This story originally appeared on Massive Science, an editorial partner site that publishes science stories by scientists. Subscribe to their newsletter to get even more science sent straight to you.   

Why do we have daylight saving time (DST), when it seems like it is constantly the butt of jokes? Why do we even have it if it appears to be bad for our health?

It's an old joke. One idea for DST was presented in 1784 by Benjamin Franklin in a satirical essay in the Journal de Paris as a way to save on candle wax. It was first implemented in Europe and the US during World War I. 

The implementation of DST has, across the last hundred years, been supported by purported reductions in energy usage and increases in daily productivity. While in the US it has taken a few different forms, in 1966 the Uniform Time Act cemented the current schedule of six months of standard time and six months of DST.

Other arguments in favor of DST are that it allows people more time to enjoy leisure activities during the summer months and that it leads to an increase in physical activity — but all of these remain controversial.

A 2014 study did not find any difference in activity patterns between people living in Colorado, Utah, and New Mexico and residents of Arizona, a state which does not observe DST. Studies on energy usage have also had mixed results: one showed moderate savings in energy spending in Norway and Sweden, while another showed an increase in energy spending in Indiana.

However, these results are hard to tease apart from natural energy savings that occur in months where people spend more time outside, regardless of DST.

Work and play are one thing, but it also matters that our bodies naturally run on approximately 24-hour cycles. Just like we have time zones so that we can keep timing consistent across the world, we also each have a system in our body that helps keep our physiological timing in check. 

This "master" clock is in the brain's hypothalamus and is called the suprachiasmatic nucleus (SCN). It can sync time throughout the body through hormonal and chemical signals.

Our internal clocks regulate many bodily processes that we know are important for health, such as our sleep-wake cycles, and regulate the physiology of our body in several ways, from our liver function to our immune system.

These clocks are disrupted in many of the most devastating human diseases, such as cancer, diabetes, neurodegenerative disorders (i.e. Alzheimer's disease), psychiatric disorders, and heart disease.

What sets the time for the SCN? There are many environmental cues that keep us "on time", such as temperature, food, and socialization, but one of the most important is light.

The SCN receives input from specialized cells in the retina that relay light as a signal that the SCN can communicate to the rest of the body.

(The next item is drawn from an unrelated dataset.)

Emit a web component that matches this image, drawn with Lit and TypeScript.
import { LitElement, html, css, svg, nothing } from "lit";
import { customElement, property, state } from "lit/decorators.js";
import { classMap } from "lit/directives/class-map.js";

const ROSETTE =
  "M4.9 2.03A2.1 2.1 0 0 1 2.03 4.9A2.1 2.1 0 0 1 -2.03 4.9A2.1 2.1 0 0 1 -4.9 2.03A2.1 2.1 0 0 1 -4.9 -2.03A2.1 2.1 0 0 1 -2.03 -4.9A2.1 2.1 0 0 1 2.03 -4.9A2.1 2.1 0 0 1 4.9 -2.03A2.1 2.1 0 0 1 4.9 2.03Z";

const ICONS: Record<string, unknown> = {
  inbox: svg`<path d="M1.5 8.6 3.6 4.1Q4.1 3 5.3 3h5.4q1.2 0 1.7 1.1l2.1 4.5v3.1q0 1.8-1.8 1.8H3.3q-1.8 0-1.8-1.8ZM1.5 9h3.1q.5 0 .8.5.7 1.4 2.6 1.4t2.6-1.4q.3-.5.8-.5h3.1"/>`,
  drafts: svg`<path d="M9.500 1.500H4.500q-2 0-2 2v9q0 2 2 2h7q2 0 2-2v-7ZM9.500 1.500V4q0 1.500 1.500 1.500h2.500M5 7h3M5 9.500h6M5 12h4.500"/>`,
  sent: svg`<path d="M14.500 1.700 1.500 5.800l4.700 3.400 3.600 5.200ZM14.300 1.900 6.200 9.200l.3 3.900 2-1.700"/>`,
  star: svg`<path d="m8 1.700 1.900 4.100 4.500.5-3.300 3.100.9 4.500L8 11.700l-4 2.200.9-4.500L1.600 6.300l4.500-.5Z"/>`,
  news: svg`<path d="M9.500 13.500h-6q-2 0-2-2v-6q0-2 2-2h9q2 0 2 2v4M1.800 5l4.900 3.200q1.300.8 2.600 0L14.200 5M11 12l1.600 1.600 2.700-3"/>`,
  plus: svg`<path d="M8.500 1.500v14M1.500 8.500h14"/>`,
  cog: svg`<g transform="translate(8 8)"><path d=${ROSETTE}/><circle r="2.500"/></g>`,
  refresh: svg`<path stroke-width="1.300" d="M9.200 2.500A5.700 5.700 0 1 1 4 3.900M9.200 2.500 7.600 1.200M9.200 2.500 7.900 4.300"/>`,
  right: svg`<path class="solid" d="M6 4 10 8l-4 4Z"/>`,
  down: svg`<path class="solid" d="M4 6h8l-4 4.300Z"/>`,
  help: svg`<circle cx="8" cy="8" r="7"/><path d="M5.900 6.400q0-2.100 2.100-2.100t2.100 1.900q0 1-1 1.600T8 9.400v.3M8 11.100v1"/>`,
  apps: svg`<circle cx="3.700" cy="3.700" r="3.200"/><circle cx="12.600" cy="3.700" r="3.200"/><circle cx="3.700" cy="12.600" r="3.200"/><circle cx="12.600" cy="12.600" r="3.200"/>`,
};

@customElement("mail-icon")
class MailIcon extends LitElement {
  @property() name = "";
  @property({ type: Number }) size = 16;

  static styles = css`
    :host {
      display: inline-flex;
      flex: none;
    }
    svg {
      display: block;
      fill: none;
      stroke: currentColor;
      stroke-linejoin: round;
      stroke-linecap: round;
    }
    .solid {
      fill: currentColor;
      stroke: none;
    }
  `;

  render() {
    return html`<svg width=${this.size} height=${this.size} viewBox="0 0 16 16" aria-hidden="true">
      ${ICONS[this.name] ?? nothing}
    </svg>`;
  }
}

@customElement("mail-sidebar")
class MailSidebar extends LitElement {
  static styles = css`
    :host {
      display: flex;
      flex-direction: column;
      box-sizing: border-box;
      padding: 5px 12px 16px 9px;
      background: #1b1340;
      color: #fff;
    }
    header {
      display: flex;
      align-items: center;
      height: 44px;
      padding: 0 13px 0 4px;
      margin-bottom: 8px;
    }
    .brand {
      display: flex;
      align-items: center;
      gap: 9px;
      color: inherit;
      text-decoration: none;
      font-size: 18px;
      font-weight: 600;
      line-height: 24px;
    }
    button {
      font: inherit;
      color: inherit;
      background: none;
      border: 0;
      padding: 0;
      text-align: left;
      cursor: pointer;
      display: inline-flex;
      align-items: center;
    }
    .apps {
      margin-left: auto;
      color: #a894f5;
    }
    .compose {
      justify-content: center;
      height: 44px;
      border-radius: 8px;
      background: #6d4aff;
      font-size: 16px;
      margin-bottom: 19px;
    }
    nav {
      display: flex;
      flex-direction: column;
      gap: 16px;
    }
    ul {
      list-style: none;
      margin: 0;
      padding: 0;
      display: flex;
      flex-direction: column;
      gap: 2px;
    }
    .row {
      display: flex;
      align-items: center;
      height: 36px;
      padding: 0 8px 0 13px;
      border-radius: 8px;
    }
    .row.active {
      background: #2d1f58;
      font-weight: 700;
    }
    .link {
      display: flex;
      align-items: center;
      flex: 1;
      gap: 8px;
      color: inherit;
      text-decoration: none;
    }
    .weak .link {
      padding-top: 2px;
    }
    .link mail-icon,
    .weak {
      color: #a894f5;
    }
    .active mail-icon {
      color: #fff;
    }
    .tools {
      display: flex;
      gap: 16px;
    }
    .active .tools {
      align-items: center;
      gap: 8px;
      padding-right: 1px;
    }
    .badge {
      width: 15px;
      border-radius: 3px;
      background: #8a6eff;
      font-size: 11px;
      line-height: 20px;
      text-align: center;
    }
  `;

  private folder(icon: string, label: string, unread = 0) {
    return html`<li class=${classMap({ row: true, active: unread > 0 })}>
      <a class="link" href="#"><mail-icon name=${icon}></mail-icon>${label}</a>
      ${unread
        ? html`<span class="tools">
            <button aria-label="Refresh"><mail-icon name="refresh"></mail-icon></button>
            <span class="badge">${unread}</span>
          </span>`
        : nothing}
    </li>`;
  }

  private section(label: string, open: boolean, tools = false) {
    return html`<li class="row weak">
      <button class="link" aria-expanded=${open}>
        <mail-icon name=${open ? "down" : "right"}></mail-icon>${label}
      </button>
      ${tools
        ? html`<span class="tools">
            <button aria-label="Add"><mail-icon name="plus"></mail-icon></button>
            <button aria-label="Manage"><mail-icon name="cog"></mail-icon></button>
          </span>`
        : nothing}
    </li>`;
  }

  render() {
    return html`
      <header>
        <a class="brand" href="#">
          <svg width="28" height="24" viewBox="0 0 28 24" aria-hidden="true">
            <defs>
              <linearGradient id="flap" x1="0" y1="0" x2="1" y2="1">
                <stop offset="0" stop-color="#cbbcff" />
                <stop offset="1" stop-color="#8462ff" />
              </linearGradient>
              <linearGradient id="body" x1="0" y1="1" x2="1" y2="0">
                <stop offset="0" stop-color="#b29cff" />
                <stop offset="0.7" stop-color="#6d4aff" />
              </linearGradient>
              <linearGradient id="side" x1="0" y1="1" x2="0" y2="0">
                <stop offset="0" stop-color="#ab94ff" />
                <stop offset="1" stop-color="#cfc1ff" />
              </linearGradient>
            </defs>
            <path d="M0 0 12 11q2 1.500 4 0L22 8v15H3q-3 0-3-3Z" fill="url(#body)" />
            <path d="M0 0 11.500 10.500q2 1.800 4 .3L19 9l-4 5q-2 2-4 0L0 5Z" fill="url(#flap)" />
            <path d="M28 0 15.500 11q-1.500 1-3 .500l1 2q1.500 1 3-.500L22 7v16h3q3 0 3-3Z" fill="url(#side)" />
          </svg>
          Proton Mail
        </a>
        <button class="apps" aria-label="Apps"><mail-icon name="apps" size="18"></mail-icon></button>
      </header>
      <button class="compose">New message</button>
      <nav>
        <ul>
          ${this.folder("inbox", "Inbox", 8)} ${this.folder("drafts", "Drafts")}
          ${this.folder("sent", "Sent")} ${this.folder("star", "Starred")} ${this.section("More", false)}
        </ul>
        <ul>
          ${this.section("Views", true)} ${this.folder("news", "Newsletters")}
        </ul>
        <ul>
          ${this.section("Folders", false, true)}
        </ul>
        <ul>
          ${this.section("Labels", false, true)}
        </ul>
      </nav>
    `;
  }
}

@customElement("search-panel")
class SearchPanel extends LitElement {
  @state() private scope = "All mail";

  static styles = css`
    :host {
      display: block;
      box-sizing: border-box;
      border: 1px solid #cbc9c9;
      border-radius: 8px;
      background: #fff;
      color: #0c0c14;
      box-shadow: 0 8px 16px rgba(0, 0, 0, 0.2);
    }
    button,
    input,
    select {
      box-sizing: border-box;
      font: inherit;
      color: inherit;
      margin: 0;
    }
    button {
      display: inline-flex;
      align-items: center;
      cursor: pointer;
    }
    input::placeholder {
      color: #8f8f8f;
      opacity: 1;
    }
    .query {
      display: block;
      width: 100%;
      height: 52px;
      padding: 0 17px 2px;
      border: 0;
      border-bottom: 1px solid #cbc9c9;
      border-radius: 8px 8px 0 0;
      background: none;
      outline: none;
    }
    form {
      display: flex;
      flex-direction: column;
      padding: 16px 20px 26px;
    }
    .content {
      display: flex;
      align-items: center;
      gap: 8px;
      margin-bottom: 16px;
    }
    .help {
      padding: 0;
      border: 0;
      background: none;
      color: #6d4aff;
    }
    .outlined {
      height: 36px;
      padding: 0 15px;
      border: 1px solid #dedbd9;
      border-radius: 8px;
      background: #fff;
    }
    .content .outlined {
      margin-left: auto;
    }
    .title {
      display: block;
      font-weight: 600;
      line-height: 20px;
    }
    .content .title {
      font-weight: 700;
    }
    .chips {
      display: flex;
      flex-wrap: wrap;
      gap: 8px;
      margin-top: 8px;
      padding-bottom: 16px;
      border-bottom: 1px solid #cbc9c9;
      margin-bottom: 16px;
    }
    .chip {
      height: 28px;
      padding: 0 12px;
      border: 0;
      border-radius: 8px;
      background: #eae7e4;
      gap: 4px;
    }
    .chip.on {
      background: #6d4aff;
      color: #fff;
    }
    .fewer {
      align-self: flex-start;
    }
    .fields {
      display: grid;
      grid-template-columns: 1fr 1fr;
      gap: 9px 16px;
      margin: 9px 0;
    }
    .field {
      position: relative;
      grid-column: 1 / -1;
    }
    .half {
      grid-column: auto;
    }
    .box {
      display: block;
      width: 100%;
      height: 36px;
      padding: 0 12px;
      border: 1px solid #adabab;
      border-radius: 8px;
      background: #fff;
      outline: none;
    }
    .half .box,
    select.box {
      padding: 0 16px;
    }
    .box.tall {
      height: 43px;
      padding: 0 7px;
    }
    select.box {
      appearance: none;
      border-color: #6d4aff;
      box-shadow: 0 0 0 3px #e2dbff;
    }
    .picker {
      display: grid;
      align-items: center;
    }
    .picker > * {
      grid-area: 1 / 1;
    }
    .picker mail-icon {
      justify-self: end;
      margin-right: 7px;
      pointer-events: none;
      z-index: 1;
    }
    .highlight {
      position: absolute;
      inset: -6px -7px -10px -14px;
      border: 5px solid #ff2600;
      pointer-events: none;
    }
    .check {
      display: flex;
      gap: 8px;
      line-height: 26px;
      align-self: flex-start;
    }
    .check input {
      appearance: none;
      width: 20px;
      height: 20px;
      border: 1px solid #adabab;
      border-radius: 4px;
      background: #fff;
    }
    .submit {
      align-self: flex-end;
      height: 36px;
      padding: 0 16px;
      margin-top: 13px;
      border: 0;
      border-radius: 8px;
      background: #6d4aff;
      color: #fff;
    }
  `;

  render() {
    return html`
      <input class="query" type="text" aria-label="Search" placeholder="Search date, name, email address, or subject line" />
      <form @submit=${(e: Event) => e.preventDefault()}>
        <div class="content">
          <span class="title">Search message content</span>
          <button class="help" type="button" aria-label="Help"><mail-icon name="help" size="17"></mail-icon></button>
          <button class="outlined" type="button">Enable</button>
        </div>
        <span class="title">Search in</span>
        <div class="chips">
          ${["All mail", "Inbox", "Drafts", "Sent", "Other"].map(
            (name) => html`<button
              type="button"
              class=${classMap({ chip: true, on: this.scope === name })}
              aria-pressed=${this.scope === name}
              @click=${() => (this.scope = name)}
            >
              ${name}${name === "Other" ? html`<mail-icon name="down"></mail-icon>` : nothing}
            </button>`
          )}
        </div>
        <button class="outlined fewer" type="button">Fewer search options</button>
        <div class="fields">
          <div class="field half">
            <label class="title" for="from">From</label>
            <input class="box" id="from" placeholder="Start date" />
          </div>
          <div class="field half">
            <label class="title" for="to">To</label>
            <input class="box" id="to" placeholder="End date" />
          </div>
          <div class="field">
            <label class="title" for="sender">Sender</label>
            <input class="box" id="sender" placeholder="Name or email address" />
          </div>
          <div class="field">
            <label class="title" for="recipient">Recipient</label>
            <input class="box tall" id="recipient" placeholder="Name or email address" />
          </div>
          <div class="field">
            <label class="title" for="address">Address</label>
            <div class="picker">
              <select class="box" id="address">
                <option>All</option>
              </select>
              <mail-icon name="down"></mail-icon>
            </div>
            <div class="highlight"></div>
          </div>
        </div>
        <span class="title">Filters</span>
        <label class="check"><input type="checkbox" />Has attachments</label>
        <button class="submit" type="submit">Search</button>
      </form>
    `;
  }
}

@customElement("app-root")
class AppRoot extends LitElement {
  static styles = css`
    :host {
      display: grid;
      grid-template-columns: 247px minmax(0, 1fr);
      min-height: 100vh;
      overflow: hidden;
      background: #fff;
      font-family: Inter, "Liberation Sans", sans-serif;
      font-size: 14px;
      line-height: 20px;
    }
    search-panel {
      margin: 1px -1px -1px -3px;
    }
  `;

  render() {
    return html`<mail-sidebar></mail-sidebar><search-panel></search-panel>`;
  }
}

Thus, light disruption can have catastrophic effects on the functionality of our biological clocks.

We are now gaining insight into the importance of keeping a healthy biological clock as a way to prevent, slow down, and even treat disease. And as we do, it is becoming clear that DST is harmful to our health.

While the body clock gradually adjusts in response to light changes as the earth rotates and the seasons change, the sudden change of time that comes with the beginning and end of DST can have substantial impacts on our body.

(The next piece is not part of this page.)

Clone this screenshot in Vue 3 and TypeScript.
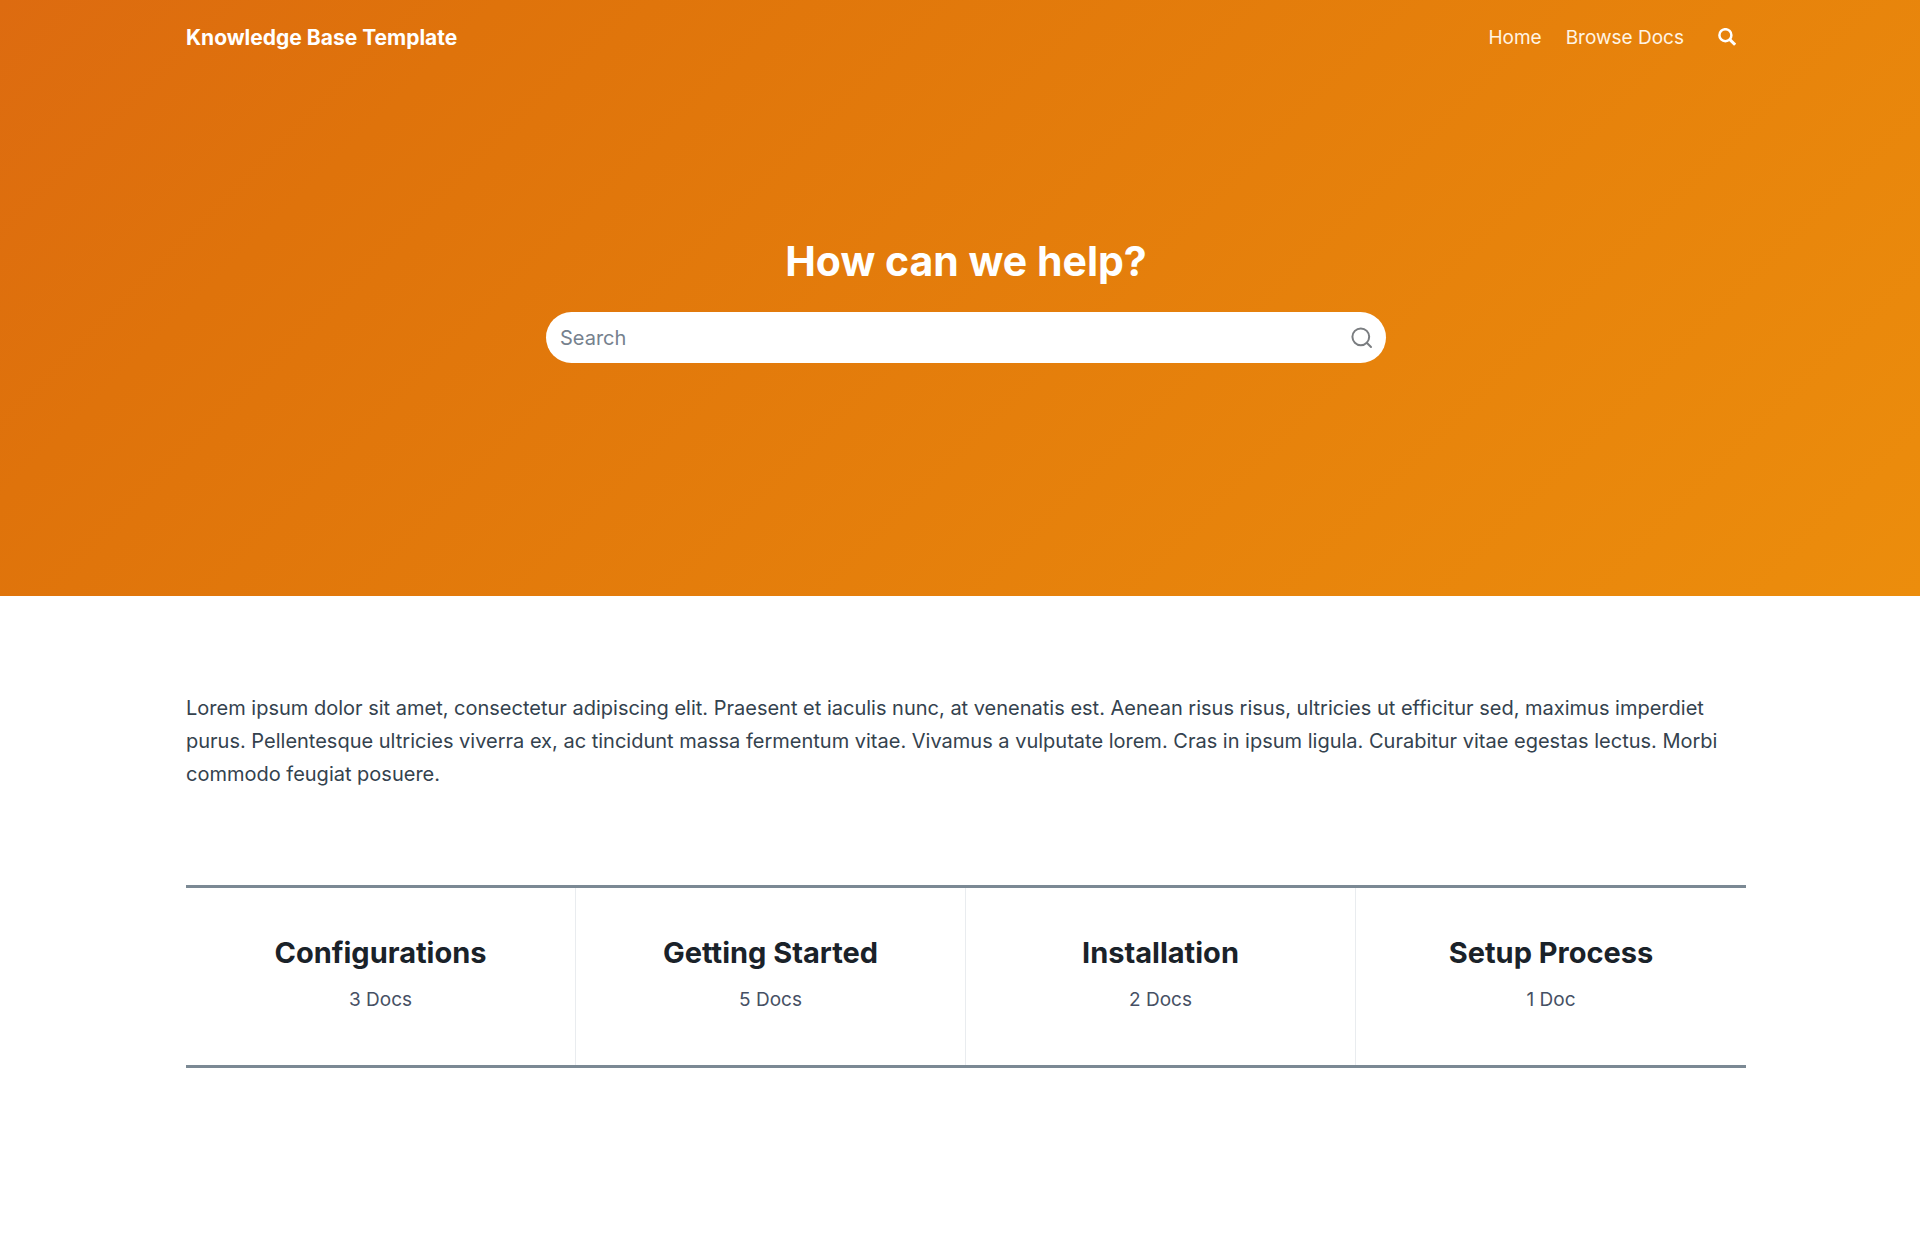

Incidences of heart attacks increase around the time change in both spring and fall. Other examples of the poor health outcomes of DST include increases in traffic accidents, less sleep that can translate into higher workplace injury rates, and increases in emergency hospital visits. 

One study has also shown that people can not ever really adjust to DST, and that it interferes with our natural adaptation to the changing seasons. These acute effects permeate society and have both economic and physical costs to who inhabit places that use DST.

The chronic health effects of DST speak to a larger issue, which is that disrupting the body's natural rhythm negatively affects our health.

Our bodies use a plethora of signals to keep our body on time. Hormonal cycles (the increases and decreases in hormones across the day) are shifted by light, and when out of sync these can have profound effects on our ability to process the energy we need from food and even get a good night's rest. That's why jet lag can be so hard to recover from.

In a retrospective study, it was shown that during DST adolescents suffered from a large misalignment of their social and biological clocks and that this misalignment had an influence on sleep, mood, and behavior in the long term.

A discrepancy in social and biological clocks is associated with risk of endocrine and cardiovascular disorders. Even decrease in life expectancy can be attributed to biological clock disruption.

Should we then stick to standard time throughout the year, rather than have DST year-round? This comes down to the use of time zones. While we may need them to function in a global society, even time zones cause some people to live on a different time than "solar time," the time of day calculated from the sun's position in the sky.

A particular time zone's clock time is set most closely to the eastern edge of the time zone's solar time. So, even when on standard time, people on the western edge of that time zone can be misaligned about an hour from their local solar time (here's a calculator to determine your local solar time). This discrepancy is exacerbated even more during DST.

It has even been shown that cancer risk can increase depending on east-west positioning in a time zone. While standard time is not a perfect system, it is our best option to support biological clock alignment in a modern society where we can not just live based on the time of the sun.

There are negative health consequences to using DST, with very little benefit. Changing to year-round standard time is a relatively simple yet profoundly effective way to give people a chance to keep up a more coordinated biological clock.

Experts who have been studying biological clocks for decades agree. So when "falling back" tonight, let's hope that one day we will never have to spring forward again.